EXERCISE OBJECTIVE —
Images do not belong in the copy. Retype all the entries below exactly.
※
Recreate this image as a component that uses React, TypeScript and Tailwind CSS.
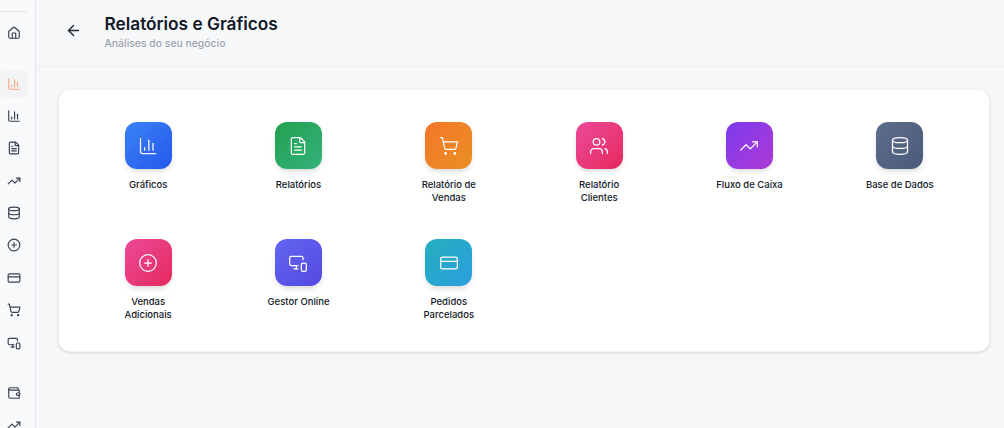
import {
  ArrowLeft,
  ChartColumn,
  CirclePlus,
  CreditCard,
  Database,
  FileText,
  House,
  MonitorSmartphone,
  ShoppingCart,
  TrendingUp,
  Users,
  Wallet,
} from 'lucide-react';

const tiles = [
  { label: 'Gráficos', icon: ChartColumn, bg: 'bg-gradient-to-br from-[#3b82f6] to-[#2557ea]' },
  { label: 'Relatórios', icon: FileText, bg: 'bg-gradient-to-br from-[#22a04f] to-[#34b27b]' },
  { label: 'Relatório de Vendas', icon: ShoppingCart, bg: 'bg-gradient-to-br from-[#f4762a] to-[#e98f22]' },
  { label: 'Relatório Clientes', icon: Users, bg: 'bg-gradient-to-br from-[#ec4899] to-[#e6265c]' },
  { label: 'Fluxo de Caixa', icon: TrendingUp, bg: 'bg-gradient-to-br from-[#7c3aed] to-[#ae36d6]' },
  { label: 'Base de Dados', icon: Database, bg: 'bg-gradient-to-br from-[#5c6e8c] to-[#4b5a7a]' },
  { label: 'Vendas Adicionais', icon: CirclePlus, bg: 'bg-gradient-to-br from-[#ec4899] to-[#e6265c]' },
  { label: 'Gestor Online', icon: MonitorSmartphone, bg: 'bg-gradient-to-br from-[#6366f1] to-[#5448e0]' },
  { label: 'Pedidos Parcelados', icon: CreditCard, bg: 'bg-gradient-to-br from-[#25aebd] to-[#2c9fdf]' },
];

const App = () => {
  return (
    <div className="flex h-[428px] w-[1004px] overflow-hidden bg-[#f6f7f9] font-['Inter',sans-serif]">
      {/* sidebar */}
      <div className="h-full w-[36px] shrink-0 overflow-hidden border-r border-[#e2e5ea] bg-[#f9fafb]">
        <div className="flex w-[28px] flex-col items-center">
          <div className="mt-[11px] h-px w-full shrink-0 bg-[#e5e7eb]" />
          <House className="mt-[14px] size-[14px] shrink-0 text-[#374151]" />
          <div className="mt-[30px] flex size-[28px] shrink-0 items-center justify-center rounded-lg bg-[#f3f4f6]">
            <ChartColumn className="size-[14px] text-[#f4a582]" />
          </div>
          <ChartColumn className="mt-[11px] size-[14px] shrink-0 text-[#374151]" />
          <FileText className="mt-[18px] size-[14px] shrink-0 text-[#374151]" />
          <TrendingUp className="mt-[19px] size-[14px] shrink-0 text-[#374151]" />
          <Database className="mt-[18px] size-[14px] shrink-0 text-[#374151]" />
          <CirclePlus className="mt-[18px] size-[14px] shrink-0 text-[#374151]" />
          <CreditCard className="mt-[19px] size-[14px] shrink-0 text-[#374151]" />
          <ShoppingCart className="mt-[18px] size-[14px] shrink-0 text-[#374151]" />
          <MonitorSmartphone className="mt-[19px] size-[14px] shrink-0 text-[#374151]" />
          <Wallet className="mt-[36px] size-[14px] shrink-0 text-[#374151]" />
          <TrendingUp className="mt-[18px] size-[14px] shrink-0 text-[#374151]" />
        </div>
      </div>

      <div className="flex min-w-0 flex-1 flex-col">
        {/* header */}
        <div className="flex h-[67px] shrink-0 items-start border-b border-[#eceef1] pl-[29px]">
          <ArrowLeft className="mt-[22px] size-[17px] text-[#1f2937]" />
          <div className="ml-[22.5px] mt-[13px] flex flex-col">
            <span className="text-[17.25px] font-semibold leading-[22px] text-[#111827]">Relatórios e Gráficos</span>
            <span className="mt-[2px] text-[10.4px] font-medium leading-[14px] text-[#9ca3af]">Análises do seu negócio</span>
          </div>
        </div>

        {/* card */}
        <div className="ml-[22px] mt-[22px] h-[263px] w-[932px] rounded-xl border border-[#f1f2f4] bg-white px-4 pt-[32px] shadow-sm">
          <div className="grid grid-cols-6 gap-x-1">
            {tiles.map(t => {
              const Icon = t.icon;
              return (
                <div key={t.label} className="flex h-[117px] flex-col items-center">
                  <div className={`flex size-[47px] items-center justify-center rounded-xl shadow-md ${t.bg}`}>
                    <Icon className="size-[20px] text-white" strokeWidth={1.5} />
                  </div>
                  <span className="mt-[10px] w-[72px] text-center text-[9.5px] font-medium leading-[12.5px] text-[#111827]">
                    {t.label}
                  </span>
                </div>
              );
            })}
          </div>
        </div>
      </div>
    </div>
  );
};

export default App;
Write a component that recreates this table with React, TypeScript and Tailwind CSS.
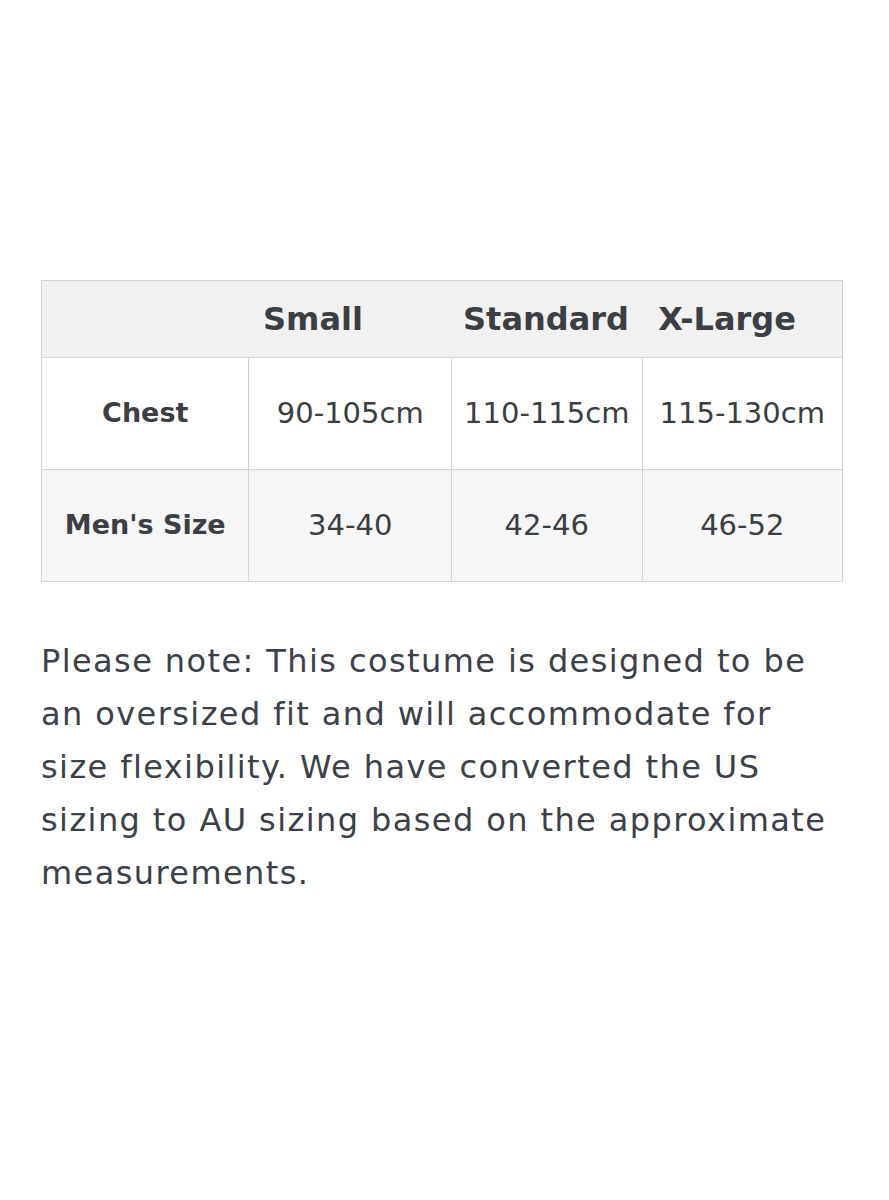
※
EXERCISE RESULT —
Recreate this image as a component that uses React, TypeScript and Tailwind CSS.
import {
  ArrowLeft,
  ChartColumn,
  CirclePlus,
  CreditCard,
  Database,
  FileText,
  House,
  MonitorSmartphone,
  ShoppingCart,
  TrendingUp,
  Users,
  Wallet,
} from 'lucide-react';

const tiles = [
  { label: 'Gráficos', icon: ChartColumn, bg: 'bg-gradient-to-br from-[#3b82f6] to-[#2557ea]' },
  { label: 'Relatórios', icon: FileText, bg: 'bg-gradient-to-br from-[#22a04f] to-[#34b27b]' },
  { label: 'Relatório de Vendas', icon: ShoppingCart, bg: 'bg-gradient-to-br from-[#f4762a] to-[#e98f22]' },
  { label: 'Relatório Clientes', icon: Users, bg: 'bg-gradient-to-br from-[#ec4899] to-[#e6265c]' },
  { label: 'Fluxo de Caixa', icon: TrendingUp, bg: 'bg-gradient-to-br from-[#7c3aed] to-[#ae36d6]' },
  { label: 'Base de Dados', icon: Database, bg: 'bg-gradient-to-br from-[#5c6e8c] to-[#4b5a7a]' },
  { label: 'Vendas Adicionais', icon: CirclePlus, bg: 'bg-gradient-to-br from-[#ec4899] to-[#e6265c]' },
  { label: 'Gestor Online', icon: MonitorSmartphone, bg: 'bg-gradient-to-br from-[#6366f1] to-[#5448e0]' },
  { label: 'Pedidos Parcelados', icon: CreditCard, bg: 'bg-gradient-to-br from-[#25aebd] to-[#2c9fdf]' },
];

const App = () => {
  return (
    <div className="flex h-[428px] w-[1004px] overflow-hidden bg-[#f6f7f9] font-['Inter',sans-serif]">
      {/* sidebar */}
      <div className="h-full w-[36px] shrink-0 overflow-hidden border-r border-[#e2e5ea] bg-[#f9fafb]">
        <div className="flex w-[28px] flex-col items-center">
          <div className="mt-[11px] h-px w-full shrink-0 bg-[#e5e7eb]" />
          <House className="mt-[14px] size-[14px] shrink-0 text-[#374151]" />
          <div className="mt-[30px] flex size-[28px] shrink-0 items-center justify-center rounded-lg bg-[#f3f4f6]">
            <ChartColumn className="size-[14px] text-[#f4a582]" />
          </div>
          <ChartColumn className="mt-[11px] size-[14px] shrink-0 text-[#374151]" />
          <FileText className="mt-[18px] size-[14px] shrink-0 text-[#374151]" />
          <TrendingUp className="mt-[19px] size-[14px] shrink-0 text-[#374151]" />
          <Database className="mt-[18px] size-[14px] shrink-0 text-[#374151]" />
          <CirclePlus className="mt-[18px] size-[14px] shrink-0 text-[#374151]" />
          <CreditCard className="mt-[19px] size-[14px] shrink-0 text-[#374151]" />
          <ShoppingCart className="mt-[18px] size-[14px] shrink-0 text-[#374151]" />
          <MonitorSmartphone className="mt-[19px] size-[14px] shrink-0 text-[#374151]" />
          <Wallet className="mt-[36px] size-[14px] shrink-0 text-[#374151]" />
          <TrendingUp className="mt-[18px] size-[14px] shrink-0 text-[#374151]" />
        </div>
      </div>

      <div className="flex min-w-0 flex-1 flex-col">
        {/* header */}
        <div className="flex h-[67px] shrink-0 items-start border-b border-[#eceef1] pl-[29px]">
          <ArrowLeft className="mt-[22px] size-[17px] text-[#1f2937]" />
          <div className="ml-[22.5px] mt-[13px] flex flex-col">
            <span className="text-[17.25px] font-semibold leading-[22px] text-[#111827]">Relatórios e Gráficos</span>
            <span className="mt-[2px] text-[10.4px] font-medium leading-[14px] text-[#9ca3af]">Análises do seu negócio</span>
          </div>
        </div>

        {/* card */}
        <div className="ml-[22px] mt-[22px] h-[263px] w-[932px] rounded-xl border border-[#f1f2f4] bg-white px-4 pt-[32px] shadow-sm">
          <div className="grid grid-cols-6 gap-x-1">
            {tiles.map(t => {
              const Icon = t.icon;
              return (
                <div key={t.label} className="flex h-[117px] flex-col items-center">
                  <div className={`flex size-[47px] items-center justify-center rounded-xl shadow-md ${t.bg}`}>
                    <Icon className="size-[20px] text-white" strokeWidth={1.5} />
                  </div>
                  <span className="mt-[10px] w-[72px] text-center text-[9.5px] font-medium leading-[12.5px] text-[#111827]">
                    {t.label}
                  </span>
                </div>
              );
            })}
          </div>
        </div>
      </div>
    </div>
  );
};

export default App;
Write a component that recreates this table with React, TypeScript and Tailwind CSS.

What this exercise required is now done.